Сделано вроде бы многое, но все равно – душу сосет. Чему, собственно, радоваться? Ну – сочинения твои стоят или даже идут, но похвалы в уши вроде бы не к тебе, все равно просыпаешься утром в отчаянии, словно все проиграв.
Володина везде встречали с восторгом – обнимали, восхищались, куда-то вели. Но он, в своем неизменном потертом костюмчике с мятым свитерком, скукоживался еще больше, сконфуженно бормотал, словно его приняли за другого. К его великой формуле "Стыдно быть несчастливым" с годами приросла еще одна, не менее великая: "Стыдно быть великим!"
Понимать это надо так: стыдно быть величественным, сановным, изрекающим. Как и многие (но, к сожалению, не все), чувствую этот стыд и в себе. Стыдно быть памятником, возвышаясь и презирая людей, расспрашивая, кто будет на приеме, куда собираешься пойти, – все ли твоего ранга? Вряд ли в таком случае душа твоя еще жива и болит за кого-то. Конечно, ты будешь пытаться изрекать что-то благородное, но кто ж поверит тебе?

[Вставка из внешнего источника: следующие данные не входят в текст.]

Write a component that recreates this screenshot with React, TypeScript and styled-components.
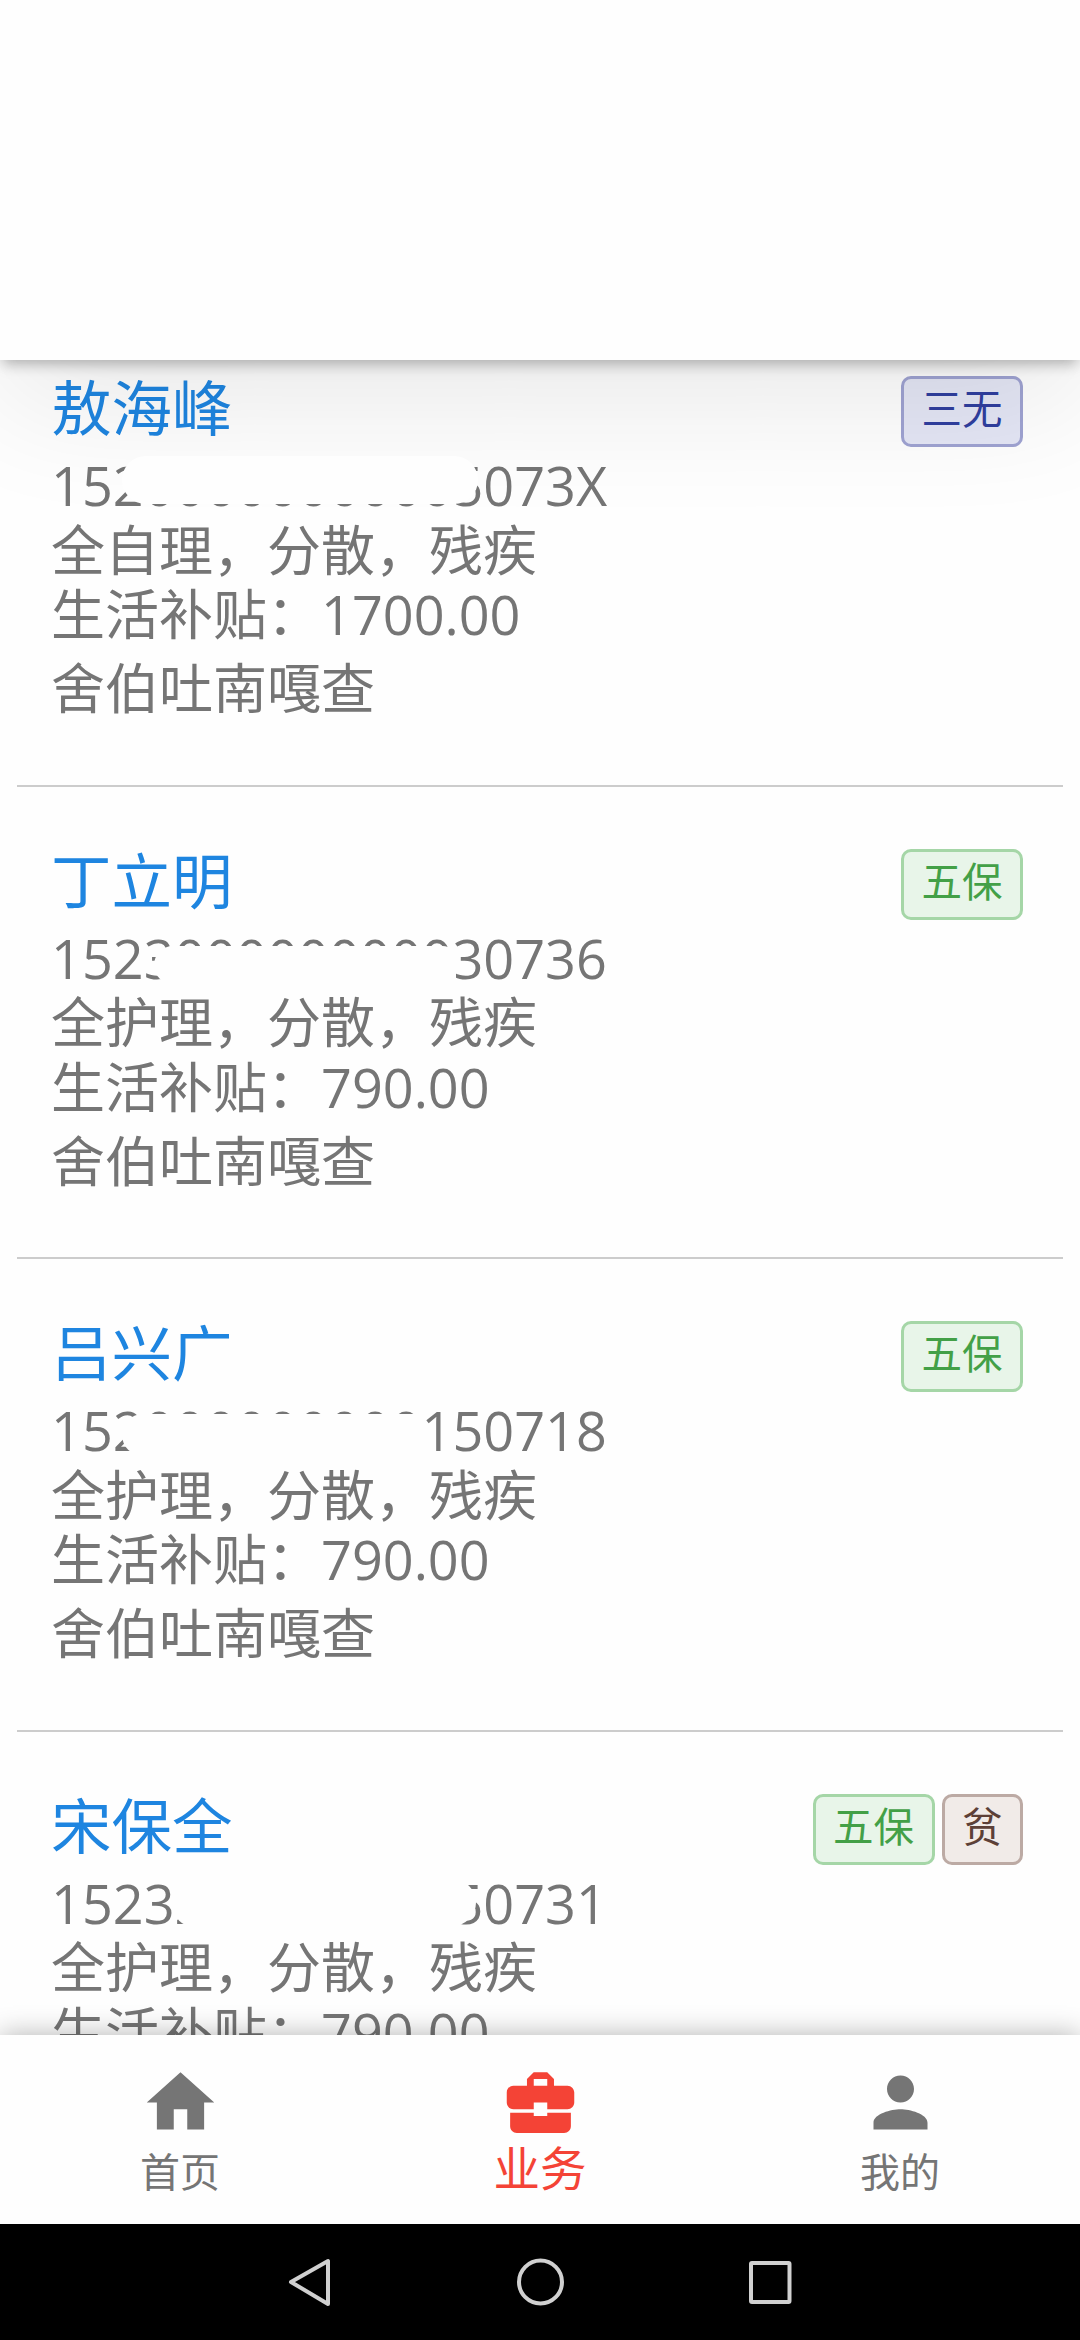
import React from "react";
import styled, { createGlobalStyle } from "styled-components";
import { MdHome, MdBusinessCenter, MdPerson } from "react-icons/md";

const GlobalStyle = createGlobalStyle`
  * { box-sizing: border-box; }
  body {
    margin: 0;
    background: #fefefe;
    font-family: "Open Sans", "Noto Sans CJK SC", sans-serif;
    overflow: hidden;
  }
`;

const Screen = styled.div`
  display: flex;
  flex-direction: column;
  width: 1080px;
  height: 2340px;
  background: #fefefe;
  overflow: hidden;
`;

const Header = styled.header`
  position: relative;
  z-index: 2;
  flex: 0 0 360px;
  background: #fefefe;
  box-shadow:
    0 6px 12px -3px rgba(0, 0, 0, 0.2),
    0 9px 15px -3px rgba(0, 0, 0, 0.1),
    0 40px 130px 0 rgba(0, 0, 0, 0.09);
`;

const List = styled.main`
  flex: 1 1 0;
  min-height: 0;
  overflow: hidden;
  padding: 16px 17px 0;
`;

const Row = styled.article`
  display: flex;
  justify-content: space-between;
  height: 410.5px;
  margin-bottom: 62px;
  padding: 0 40px 0 34px;
  border-bottom: 2px solid #cccccc;
`;

const Details = styled.div`
  display: flex;
  flex-direction: column;
`;

const Name = styled.h2`
  margin: 0 0 14px;
  font-size: 60.5px;
  font-weight: 400;
  line-height: 63px;
  color: #1e85e0;
`;

const Line = styled.div`
  position: relative;
  align-self: flex-start;
  font-size: 54px;
  line-height: 64.5px;
  color: #757575;
  white-space: nowrap;
`;

const Village = styled(Line)`
  margin-top: 9.5px;
`;

const Mask = styled.span<{ $x: number; $y: number; $w: number; $h: number; $r: string }>`
  position: absolute;
  z-index: 3;
  left: ${(p) => p.$x}px;
  top: ${(p) => p.$y}px;
  width: ${(p) => p.$w}px;
  height: ${(p) => p.$h}px;
  border-radius: ${(p) => p.$r};
  background: #fefefe;
`;

const Tags = styled.div`
  display: flex;
  align-items: flex-start;
  gap: 7px;
`;

const tones = {
  indigo: { text: "#303f9f", fill: "#e4e6f5", line: "#9fa3d2" },
  green: { text: "#43a047", fill: "#e8f5e9", line: "#a5d6a7" },
  brown: { text: "#5d4037", fill: "#f1ebe8", line: "#bcaaa4" },
};
type Tone = keyof typeof tones;

const Tag = styled.span<{ $tone: Tone }>`
  height: 71px;
  padding: 0 17.5px;
  border: 3px solid ${(p) => tones[p.$tone].line};
  border-radius: 10px;
  background: ${(p) => tones[p.$tone].fill};
  color: ${(p) => tones[p.$tone].text};
  font-size: 40.5px;
  line-height: 59px;
`;

const TabBar = styled.nav`
  position: relative;
  z-index: 2;
  flex: 0 0 189px;
  display: grid;
  grid-template-columns: repeat(3, 1fr);
  background: #fefefe;
  box-shadow: 0 0 26px 0 rgba(0, 0, 0, 0.3);
`;

const Tab = styled.div<{ $active?: boolean }>`
  display: flex;
  flex-direction: column;
  align-items: center;
  padding-top: 27px;
  color: ${(p) => (p.$active ? "#f44336" : "#757575")};
  font-size: ${(p) => (p.$active ? 46.5 : 40)}px;
  line-height: 54px;
  svg {
    width: 81px;
    height: 81px;
    margin-bottom: ${(p) => (p.$active ? -2 : 2)}px;
  }
`;

const SystemBar = styled.footer`
  position: relative;
  z-index: 3;
  flex: 0 0 116px;
  display: flex;
  align-items: center;
  justify-content: center;
  gap: 181px;
  background: #000;
  svg {
    width: 49px;
    height: 49px;
    fill: none;
    stroke: #d0d0d0;
    stroke-width: 4;
    stroke-linejoin: round;
  }
`;

type Person = {
  name: string;
  id: string;
  mask: [number, number, number, number, string];
  care: string;
  allowance: string;
  tags: [string, Tone][];
};

const people: Person[] = [
  { name: "敖海峰", id: "15200000000005073X", mask: [71, 3, 356, 48, "24px"], care: "全自理，分散，残疾", allowance: "1700.00", tags: [["三无", "indigo"]] },
  { name: "丁立明", id: "152300000000030736", mask: [103, 20, 302, 38, "20px 14px 0 20px"], care: "全护理，分散，残疾", allowance: "790.00", tags: [["五保", "green"]] },
  { name: "吕兴广", id: "152000000000150718", mask: [71, 16, 302, 42, "22px 0 0 22px"], care: "全护理，分散，残疾", allowance: "790.00", tags: [["五保", "green"]] },
  { name: "宋保全", id: "152320000000050731", mask: [123, 8, 302, 47, "4px 24px 24px 18px"], care: "全护理，分散，残疾", allowance: "790.00", tags: [["五保", "green"], ["贫", "brown"]] },
];

export default function App() {
  return (
    <>
      <GlobalStyle />
      <Screen>
        <Header />
        <List>
          {people.map((p) => (
            <Row key={p.name}>
              <Details>
                <Name>{p.name}</Name>
                <Line>
                  {p.id}
                  <Mask $x={p.mask[0]} $y={p.mask[1]} $w={p.mask[2]} $h={p.mask[3]} $r={p.mask[4]} />
                </Line>
                <Line>{p.care}</Line>
                <Line>生活补贴：{p.allowance}</Line>
                <Village>舍伯吐南嘎查</Village>
              </Details>
              <Tags>
                {p.tags.map(([label, tone]) => (
                  <Tag key={label} $tone={tone}>{label}</Tag>
                ))}
              </Tags>
            </Row>
          ))}
        </List>
        <TabBar>
          <Tab><MdHome />首页</Tab>
          <Tab $active><MdBusinessCenter />业务</Tab>
          <Tab><MdPerson />我的</Tab>
        </TabBar>
        <SystemBar>
          <svg viewBox="0 0 49 49"><path d="M5 24 42 3v43z" /></svg>
          <svg viewBox="0 0 49 49"><circle cx="24.5" cy="24" r="21.5" /></svg>
          <svg viewBox="0 0 49 49"><rect x="5" y="5" width="38.5" height="39" rx="1" /></svg>
        </SystemBar>
      </Screen>
    </>
  );
}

Стремление к постоянному "умалению" своей личности, демонстрация постоянной вины, постоянной неловкости от чьего-то внимания – все это уже стало "маской" Александра Моисеевича, но маской, вызывающей всеобщее горячее сочувствие и любовь, и в конце концов – симпатию всего общества, которому такой образ гораздо ближе и симпатичнее, нежели "монументальный". Все время как бы проигрывая, ошибаясь, проявляя слабость и виноватясь, Володин этим самым в конце своей жизни выиграл, как никто другой. Кому-то неискренняя, расчетливая любовь "нужных людей" кажется выигрышней – но выигрывает совсем не он, а тот, кто обрек на растерзание свою душу и жизнь.
Если бы Володин пришел в Пен-клуб знаменитым (пусть даже в прошлом) драматургом, пусть даже уже ослабевшим и спившимся, – мы бы приняли его с почтением, только и всего. Но он ненавидел это – эксплуатировать старое, закладывать в ломбард вечности успехи прежних лет. Тьфу! Художник, если он художник, трепещет всегда! И он показывал это.